All her hard work seemed to be going up in flames and needless to say, Mrs. Swanson was devastated. She didn’t have $250,000.
But that saying, “Every knock is a boost,” replayed in her head.
Meaning that when something bad happens, it’s only going to lead to something better.
My great aunt didn’t crawl up in a ball and cry her eyes out — she came out determined.
The same drive that helped push her to build a nursing home, start three churches when females were not supposed to preach in the pulpit, and also expand her property ownership, also led her to another idea.
She prayed about it and she later said the Lord gave her the idea to make plaques of each of the patients at her facility. She then put their picture on each one to show the faces behind the people who would be kicked out, if Swanson’s Nursing Home was forced to shut down.
She then put the plaques up around town at the different restaurants and businesses.
Donations began pouring in and before long, she had collected the $250k and was able to purchase the sprinkler system.
“The person that can outthink you can always lead you.”
What I admire most about my great aunt was her leadership skills. She always seemed to be ahead of her time.
I saw a strong, powerful Black woman, who was not afraid of anything or anybody. She didn’t let others’ opinions stop her from doing what she thought was right. And she most certainly, did not let people outthink or outwit her.
She truly was fearless and had such a love for God as a woman pastor in a male dominated field.
I watched her stand firm in her conviction — not letting the color of her skin or her gender hold her from achieving her goals in life — that were driven by a firm faith in Jesus Christ.
First, as a Black woman entrepreneur in the Jim Crow south, who made a name for herself as a no-nonsense businesswoman, known to stand her ground. She had a way with people and they seemed to flock to her.

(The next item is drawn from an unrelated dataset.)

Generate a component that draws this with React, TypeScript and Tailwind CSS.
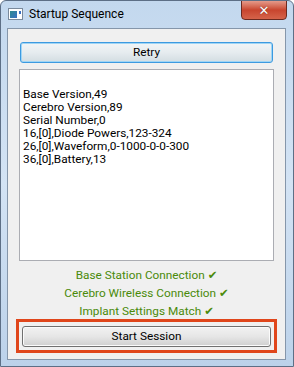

Bishop Swanson also traveled all over the country in her Cadillac preaching the gospel.
She even traveled to Jerusalem in the 1960s.
You definitely could not underestimate her because of her height, gender or color. She never let any of those things keep her from achieving her goals. She never allowed herself to be defined by society’s standards.
If Bishop Lula Mai Swanson wanted something, she’d find the means to get it done herself. She didn’t wait on others.
“She was boss!” her granddaughter Lanitta Joseph, recalled. “She made things happen.”